*What is expected*. Look for the word "React" in each line and report the count of matching lines, with nothing added.
--- Begin ---
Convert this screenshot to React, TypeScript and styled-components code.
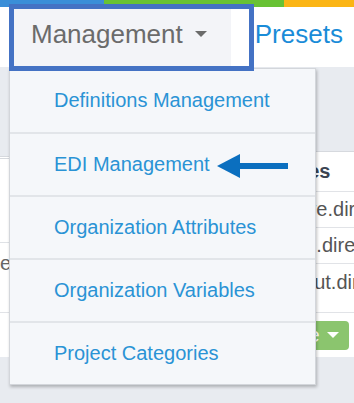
import React from "react";
import styled, { createGlobalStyle } from "styled-components";

const Global = createGlobalStyle`
  html, body { margin: 0; padding: 0; overflow: hidden; background: #ffffff; }
  body { font-family: "Liberation Sans", Arial, Helvetica, sans-serif; }
  * { box-sizing: border-box; }
`;

const Page = styled.div`
  position: relative;
  width: 354px;
  height: 403px;
  overflow: hidden;
  display: flex;
  flex-direction: column;
  background: #e8ebf0;
`;

const Stripe = styled.div`
  display: flex;
  height: 7px;
  flex: none;
`;

const StripeSeg = styled.div<{ $color: string; $w: string }>`
  background: ${(p) => p.$color};
  flex: ${(p) => p.$w};
`;

const NavBar = styled.nav`
  display: flex;
  align-items: stretch;
  height: 60px;
  flex: none;
  background: #ffffff;
  padding-left: 9px;
`;

const NavItem = styled.div<{ $active?: boolean }>`
  display: flex;
  align-items: center;
  gap: 12px;
  padding: 0 24px 6px ${(p) => (p.$active ? "22px" : "24px")};
  background: ${(p) => (p.$active ? "#f3f4f8" : "transparent")};
  color: ${(p) => (p.$active ? "#6b6b6b" : "#1a8cd8")};
  font-size: 26px;
  white-space: nowrap;
`;

const Caret = styled.span<{ $color: string; $size: number }>`
  display: inline-block;
  width: 0;
  height: 0;
  border-left: ${(p) => p.$size}px solid transparent;
  border-right: ${(p) => p.$size}px solid transparent;
  border-top: ${(p) => p.$size}px solid ${(p) => p.$color};
`;

const Panels = styled.div`
  display: flex;
  align-items: stretch;
  margin-top: 84px;
  height: 161px;
  flex: none;
`;

const LeftPanel = styled.div`
  flex: 0 0 200px;
  margin-top: 5px;
  background: #ffffff;
  border-top: 3px double #d6d9de;
  display: flex;
  flex-direction: column;
  overflow: hidden;
`;

const LeftRow = styled.div<{ $h?: number }>`
  height: ${(p) => (p.$h ? `${p.$h}px` : "auto")};
  border-bottom: ${(p) => (p.$h ? "1px solid #dfe2e6" : "none")};
  padding-top: 8px;
  font-size: 20px;
  line-height: 24px;
  color: #666666;
  white-space: nowrap;
`;

const RightPanel = styled.div`
  flex: 1 1 0;
  min-width: 0;
  overflow: hidden;
  background: #ffffff;
  border-top: 1px solid #d6d9de;
  display: flex;
  flex-direction: column;
`;

const Cell = styled.div<{ $head?: boolean; $h: number; $last?: boolean }>`
  height: ${(p) => p.$h}px;
  display: flex;
  align-items: center;
  padding-left: ${(p) => (p.$head ? "67px" : "63px")};
  border-bottom: ${(p) => (p.$last ? "none" : "1px solid #e1e3e7")};
  font-size: 20px;
  font-weight: ${(p) => (p.$head ? 700 : 400)};
  color: ${(p) => (p.$head ? "#3b4452" : "#555555")};
  white-space: nowrap;
`;

const Footer = styled.div`
  height: 45px;
  flex: none;
  background: #ffffff;
  border-top: 1px solid #e1e3e7;
  display: flex;
  align-items: center;
  gap: 5px;
  padding-left: 262px;
  overflow: hidden;
`;

const Button = styled.div<{ $bg: string }>`
  flex: none;
  height: 29px;
  display: flex;
  align-items: center;
  gap: 7px;
  padding: 0 10px 0 12px;
  border-radius: 4px;
  background: ${(p) => p.$bg};
  color: #ffffff;
  font-size: 20px;
  white-space: nowrap;
`;

const Menu = styled.ul`
  position: absolute;
  left: 9px;
  top: 68px;
  width: 307px;
  margin: 0;
  padding: 0;
  list-style: none;
  background: #f5f7fa;
  border: 1px solid #d3d6db;
  box-shadow: 1px 2px 3px rgba(0, 0, 0, 0.25);
  z-index: 2;
`;

const MenuItem = styled.li`
  height: 63px;
  display: flex;
  align-items: center;
  padding-left: 44px;
  font-size: 20px;
  color: #2a93d5;
  white-space: nowrap;
  & + & {
    border-top: 2px solid #e2e5e9;
  }
`;

const Highlight = styled.div`
  position: absolute;
  left: 9px;
  top: 4px;
  width: 245px;
  height: 67px;
  border: 5px solid #4472c4;
  pointer-events: none;
  z-index: 3;
`;

const Arrow = styled.svg`
  position: absolute;
  left: 215px;
  top: 152px;
  z-index: 3;
`;

export default function App() {
  return (
    <>
      <Global />
      <Page>
        <Stripe>
          <StripeSeg $color="#3a8ed8" $w="0 0 104px" />
          <StripeSeg $color="#68c234" $w="0 0 180px" />
          <StripeSeg $color="#fbb515" $w="1" />
        </Stripe>
        <NavBar>
          <NavItem $active>
            Management
            <Caret $color="#6b6b6b" $size={6} />
          </NavItem>
          <NavItem>Presets</NavItem>
        </NavBar>
        <Panels>
          <LeftPanel>
            <LeftRow $h={84} />
            <LeftRow>enabled</LeftRow>
          </LeftPanel>
          <RightPanel>
            <Cell $head $h={40}>Values</Cell>
            <Cell $h={36}>archive.directory</Cell>
            <Cell $h={36}>cache.directory</Cell>
            <Cell $h={36} $last>readout.directory</Cell>
          </RightPanel>
        </Panels>
        <Footer>
          <Button $bg="#8bc56e">
            Save
            <Caret $color="#ffffff" $size={6} />
          </Button>
          <Button $bg="#2b8fd6">Run</Button>
        </Footer>

        <Menu>
          <MenuItem>Definitions Management</MenuItem>
          <MenuItem>EDI Management</MenuItem>
          <MenuItem>Organization Attributes</MenuItem>
          <MenuItem>Organization Variables</MenuItem>
          <MenuItem>Project Categories</MenuItem>
        </Menu>

        <Highlight />
        <Arrow width="76" height="28" viewBox="0 0 76 28">
          <polygon points="2,14 25,2 25,26" fill="#0b6fbf" />
          <rect x="24" y="11" width="49" height="6" fill="#0b6fbf" />
        </Arrow>
      </Page>
    </>
  );
}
--- End ---
*Full response*. 2